Should I accept a mortgage for 5 years @ 3.81%?

Bought my first home in January this year and got a tracker mortgage 0.99% + BoE rate (no exit fees / ERC). Woke up too late during the mini-budget mayhem and applied for a bunch of deals, the one that stuck was a fixed for 5 years at 3.81% which seemed worth gold at the time.
However, it will still require me to rebudget as it'll be £2000 / month going from £1500 / month which is what I started with in January. Currently I'm actually paying more so I'd better act quickly.
As the rate panic seems to have calmed, would I be better off trying to get a tracker right now (e.g. 2 yrs HSBC @ 0.54% + BoE rate), and shop my way around in 2 years time? I am afraid taking the fix will be like shooting myself in the foot and discovering that in 3 years time if - as the market seems to want - rates will go down quickly. So I'd rather bite the bullet now and pay £300 more for 6/7 months with a tracker than paying £200/month more in years 3, 4 and 5 with the fix.
But I will also have to consider the possible drop in house value, which might cause LTV issues (fixed deal is at 75% and is likely not getting better in the future)...
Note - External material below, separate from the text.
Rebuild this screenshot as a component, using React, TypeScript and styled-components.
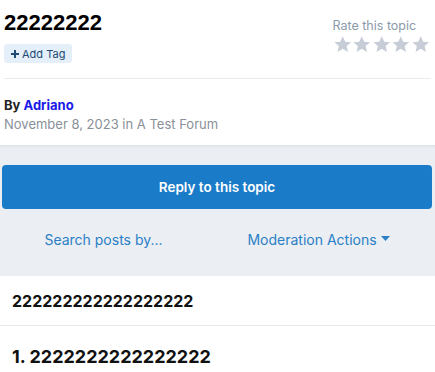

Unfortunately no advisor want to tell me what chances there are. Maybe because they don't know and nobody really does? I already made a bad choice with a tracker for the first mortgage, cost me thousands of pounds, would like to avoid making a mistake again... so any advice (even on where/how to get advice) would be useful!


  • paolopepaolope Forumite
    2 Posts
    Third Anniversary First Post
    To clarify, I do have a mortgage offer for the fix, which is going to be valid until May, but I haven't yet accepted it.
  • renegade1renegade1 Forumite
    62 Posts
    Fourth Anniversary 10 Posts
    I see most 5 year fixes are just below 5% so I think 3.81% is a fantastic deal!
  • TBagpussTBagpuss Forumite
    10.9K Posts
    Part of the Furniture 10,000 Posts Name Dropper
    No one can tell you what inerest rates will be over the next5 years.

    Fixing gives you certianty, you know for sure what your payments will be. IF inerest rates were to fall significantly then you could look at whether it was worth remortgaging early and paying the ERC , based on the figures at that time. And of course if they continue to rise then you can start to budget for the higher rate (and even start to make overpayments) so that the new amount isn't too much of a shock when your fix ends.

    Bearing in mind that we have had interes rates which were historically incredibly low, and that most pundits seem to be predicting a long-ish recessin, if it were me I think I'd take the fx if it is still on offer, but it is up to you.

    All posts are my personal opinion, not formal advice Always get proper, professional advice (particularly about anything legal!)
  • edited 13 December 2022 at 5:49PM
    simon_orsimon_or Forumite
    555 Posts
    500 Posts First Anniversary Name Dropper
    edited 13 December 2022 at 5:49PM
    The broker can't tell you, as their guess is no better than yours or mine.
    Unless you want the certainty of a long fix, in your place I would just get the cheapest 2yr erc-free tracker.
  • JMA74JMA74 Forumite
    214 Posts
    100 Posts Name Dropper
    Professionally..... No idea
    Personally.... I'd snap it up for the certainty
    I am a Mortgage Adviser 
    You should note that this site doesn't check my status as a mortgage adviser, so you need to take my word for it. This signature is here as I follow MSE's Mortgage Adviser Code of Conduct. Any posts on here are for information and discussion purposes only and shouldn't be seen as financial advice.
  • zAndy1zAndy1 Forumite
    241 Posts
    Part of the Furniture 100 Posts Name Dropper Combo Breaker
    Given I'm currently paying 7.14% interest on my mortgage I'd bite their hand off to get a deal like that
  • edited 14 December 2022 at 11:06AM
    tripledtripled Forumite
    2.8K Posts
    Part of the Furniture 1,000 Posts Name Dropper Combo Breaker
    edited 14 December 2022 at 11:06AM
    Perhaps wait until tomorrow and see what the Bank of England does? However, rates are currently 3%, so you're talking 3.54% on the tracker, just a quarter point rise tomorrow will make them even, a half point rise will make the tracker more expensive.

    Current market predictions are that rates will peak around 4.5%, which if that materialises would be 5% on your tracker for a while, so you'd be gambling on jam tomorrow. Then there's also the hassle and cost of remortgaging and conveyancing.

    Only with hindsight will you know what the best decision would have been. Assuming payments at 5% are affordable, personally I'd still take the fix and would overpay the mortgage, but everyone has their own circumstances and attitude to risk.